Task directions: Sort through the entries below and pull out lines containing the word "this".

— Begin Items —

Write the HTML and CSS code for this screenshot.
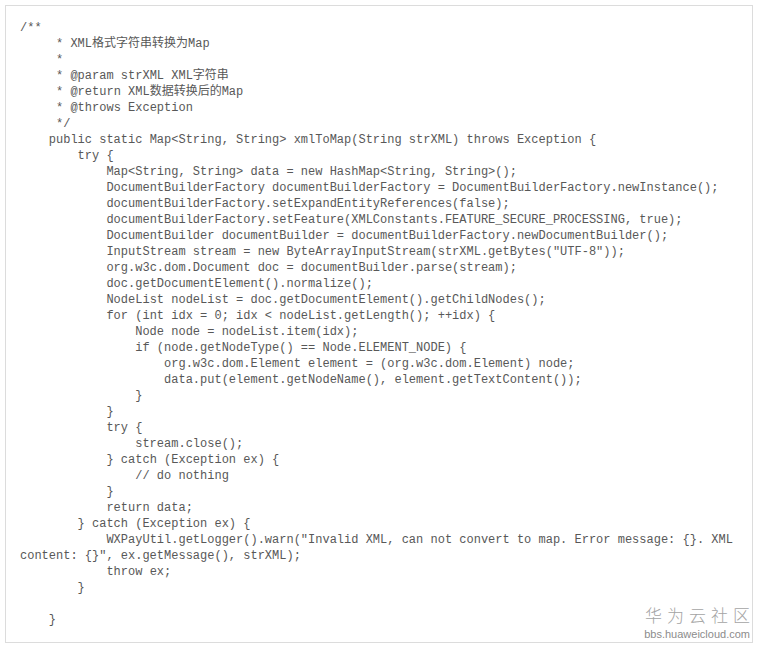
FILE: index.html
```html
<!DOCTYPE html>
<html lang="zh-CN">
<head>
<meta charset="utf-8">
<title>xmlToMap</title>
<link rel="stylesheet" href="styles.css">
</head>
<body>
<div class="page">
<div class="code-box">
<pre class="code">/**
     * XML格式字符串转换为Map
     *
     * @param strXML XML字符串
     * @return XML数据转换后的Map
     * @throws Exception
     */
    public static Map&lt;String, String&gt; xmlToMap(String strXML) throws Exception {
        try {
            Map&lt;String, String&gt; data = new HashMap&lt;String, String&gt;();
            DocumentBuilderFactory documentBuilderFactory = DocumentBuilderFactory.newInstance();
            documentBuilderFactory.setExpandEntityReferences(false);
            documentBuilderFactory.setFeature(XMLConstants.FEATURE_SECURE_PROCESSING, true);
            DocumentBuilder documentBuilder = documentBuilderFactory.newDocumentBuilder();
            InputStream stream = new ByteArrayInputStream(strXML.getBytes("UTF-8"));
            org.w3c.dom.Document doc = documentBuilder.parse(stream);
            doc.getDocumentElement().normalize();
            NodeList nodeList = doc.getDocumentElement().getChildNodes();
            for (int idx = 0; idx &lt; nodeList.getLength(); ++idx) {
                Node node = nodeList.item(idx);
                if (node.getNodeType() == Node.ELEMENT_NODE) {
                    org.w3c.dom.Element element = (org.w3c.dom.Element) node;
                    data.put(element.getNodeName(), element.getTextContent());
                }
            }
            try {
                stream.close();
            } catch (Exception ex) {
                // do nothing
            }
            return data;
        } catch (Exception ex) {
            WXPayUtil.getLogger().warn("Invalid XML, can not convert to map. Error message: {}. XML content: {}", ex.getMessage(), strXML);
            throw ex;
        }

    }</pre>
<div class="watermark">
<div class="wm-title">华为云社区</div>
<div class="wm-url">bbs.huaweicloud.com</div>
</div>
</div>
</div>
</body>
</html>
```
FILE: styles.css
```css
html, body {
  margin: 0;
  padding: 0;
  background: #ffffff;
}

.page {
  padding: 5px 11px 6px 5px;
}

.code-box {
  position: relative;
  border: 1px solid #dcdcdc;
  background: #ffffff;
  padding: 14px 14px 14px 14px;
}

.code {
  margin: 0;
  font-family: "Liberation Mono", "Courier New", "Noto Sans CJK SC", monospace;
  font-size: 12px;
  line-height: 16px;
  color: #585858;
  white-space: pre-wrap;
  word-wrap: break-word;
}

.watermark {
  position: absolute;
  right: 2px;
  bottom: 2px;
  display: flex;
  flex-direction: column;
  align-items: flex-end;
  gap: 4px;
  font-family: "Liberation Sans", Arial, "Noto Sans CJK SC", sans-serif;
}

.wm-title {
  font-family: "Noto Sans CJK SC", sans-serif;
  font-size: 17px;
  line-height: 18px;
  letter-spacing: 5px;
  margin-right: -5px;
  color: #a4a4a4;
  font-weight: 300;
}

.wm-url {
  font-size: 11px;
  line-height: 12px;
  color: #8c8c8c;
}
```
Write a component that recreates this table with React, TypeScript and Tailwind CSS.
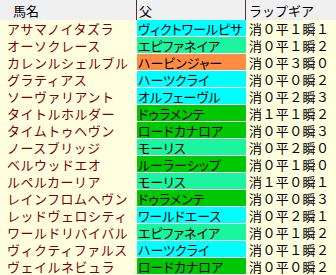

— End Items —

Full answer:
Write the HTML and CSS code for this screenshot.
Write a component that recreates this table with React, TypeScript and Tailwind CSS.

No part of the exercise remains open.